ABSTRACT

The study presented in this chapter assesses audience’s analyses of media content as part of a system of meaning making for Black youth. In particular, our focus is on male high school students: how they construct and make (non)sense of their identities in the context of friendships, family, education, community, and popular culture. We also consider the implications of this meaning-making activity for their success as adults in a White-dominated society. Our concern is with the ways the teens voice their relationships about people who are significant in their lives, as well as about the institutions, such as the media and school, that create, reinforce, or negate their everyday lives.

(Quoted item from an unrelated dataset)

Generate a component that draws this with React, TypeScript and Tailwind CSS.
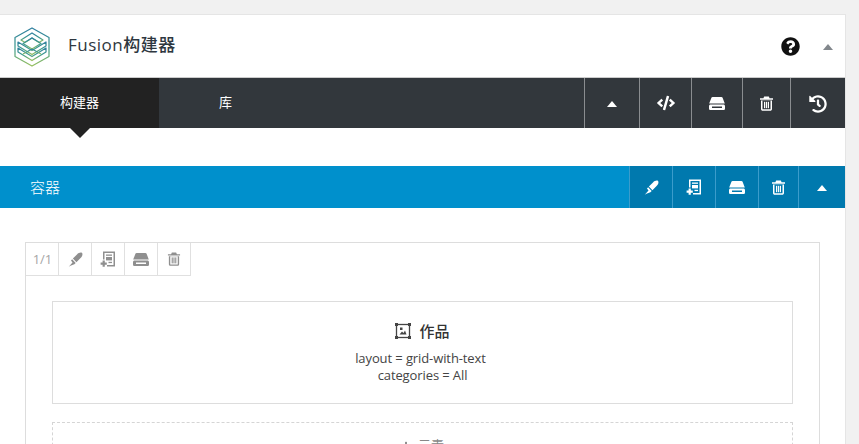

In our analysis, we move between an ideological analysis of media content and Black identity, and the boys’ own ways of negotiating the paradox between their experiences of discrimination, alienation, and isolation and hope for their future. We begin with a discussion of ethnographic research on urban youth, bringing together several concepts important to our study: ethnic or subcultural identity, identification with dominant/mainstream values (as portrayed in the media or taught in schools), and idealism about the future. Following the discussion of theoretical and methodological considerations, we turn to our analysis of six focus groups of boys with diverse levels of academic achievement from three different high schools. We address the junctures and disjunctures between critical cultural theories of the media and Black identity and the boys’ own assessments of these same concerns. Finally, we offer some conclusions and address several implications for future studies in this area and for audience research of the media in general.